**Job**
Copy the listing verbatim, excluding any images found in it.

-- START OF Dataset section --

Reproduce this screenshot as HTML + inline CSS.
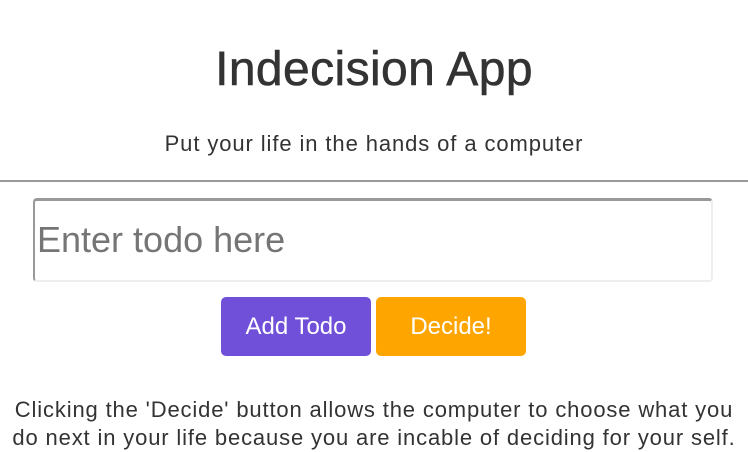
<!DOCTYPE html>
<html><head><style>
body{margin:0;width:748px;height:450px;overflow:hidden;background:#fff;font-family:"Liberation Sans",sans-serif;color:#333;}
h1{position:absolute;top:40px;left:0;width:748px;text-align:center;margin:0;font-size:48px;font-weight:normal;line-height:60px;letter-spacing:0.4px;-webkit-text-stroke:0.6px #333;}
.sub{position:absolute;top:130px;left:0;width:748px;text-align:center;font-size:22px;line-height:28px;letter-spacing:0.9px;}
.hr{position:absolute;top:180px;left:0;width:748px;height:2px;background:#999;}
.inp{position:absolute;left:33px;top:198px;width:676px;height:79px;border:2px solid #eee;border-top:3px solid #999;border-left:2px solid #999;border-radius:4px;}
.inp span{position:absolute;left:2px;top:18px;font-size:36px;color:#757575;}
.b{position:absolute;top:297px;width:150px;height:59px;border-radius:5px;color:#fff;font-size:24px;text-align:center;line-height:59px;}
.p{position:absolute;top:396px;left:0;width:748px;text-align:center;font-size:22px;line-height:28px;letter-spacing:0.85px;white-space:nowrap;}
</style></head><body>
<h1>Indecision App</h1>
<div class="sub">Put your life in the hands of a computer</div>
<div class="hr"></div>
<div class="inp"><span>Enter todo here</span></div>
<div class="b" style="left:221px;background:#704fd9">Add Todo</div>
<div class="b" style="left:376px;background:#ffa500">Decide!</div>
<div class="p">Clicking the 'Decide' button allows the computer to choose what you<br>do next in your life because you are incable of deciding for your self.</div>
</body></html>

-- END OF Dataset section --

**Problem solution**
Reproduce this screenshot as HTML + inline CSS.
<!DOCTYPE html>
<html><head><style>
body{margin:0;width:748px;height:450px;overflow:hidden;background:#fff;font-family:"Liberation Sans",sans-serif;color:#333;}
h1{position:absolute;top:40px;left:0;width:748px;text-align:center;margin:0;font-size:48px;font-weight:normal;line-height:60px;letter-spacing:0.4px;-webkit-text-stroke:0.6px #333;}
.sub{position:absolute;top:130px;left:0;width:748px;text-align:center;font-size:22px;line-height:28px;letter-spacing:0.9px;}
.hr{position:absolute;top:180px;left:0;width:748px;height:2px;background:#999;}
.inp{position:absolute;left:33px;top:198px;width:676px;height:79px;border:2px solid #eee;border-top:3px solid #999;border-left:2px solid #999;border-radius:4px;}
.inp span{position:absolute;left:2px;top:18px;font-size:36px;color:#757575;}
.b{position:absolute;top:297px;width:150px;height:59px;border-radius:5px;color:#fff;font-size:24px;text-align:center;line-height:59px;}
.p{position:absolute;top:396px;left:0;width:748px;text-align:center;font-size:22px;line-height:28px;letter-spacing:0.85px;white-space:nowrap;}
</style></head><body>
<h1>Indecision App</h1>
<div class="sub">Put your life in the hands of a computer</div>
<div class="hr"></div>
<div class="inp"><span>Enter todo here</span></div>
<div class="b" style="left:221px;background:#704fd9">Add Todo</div>
<div class="b" style="left:376px;background:#ffa500">Decide!</div>
<div class="p">Clicking the 'Decide' button allows the computer to choose what you<br>do next in your life because you are incable of deciding for your self.</div>
</body></html>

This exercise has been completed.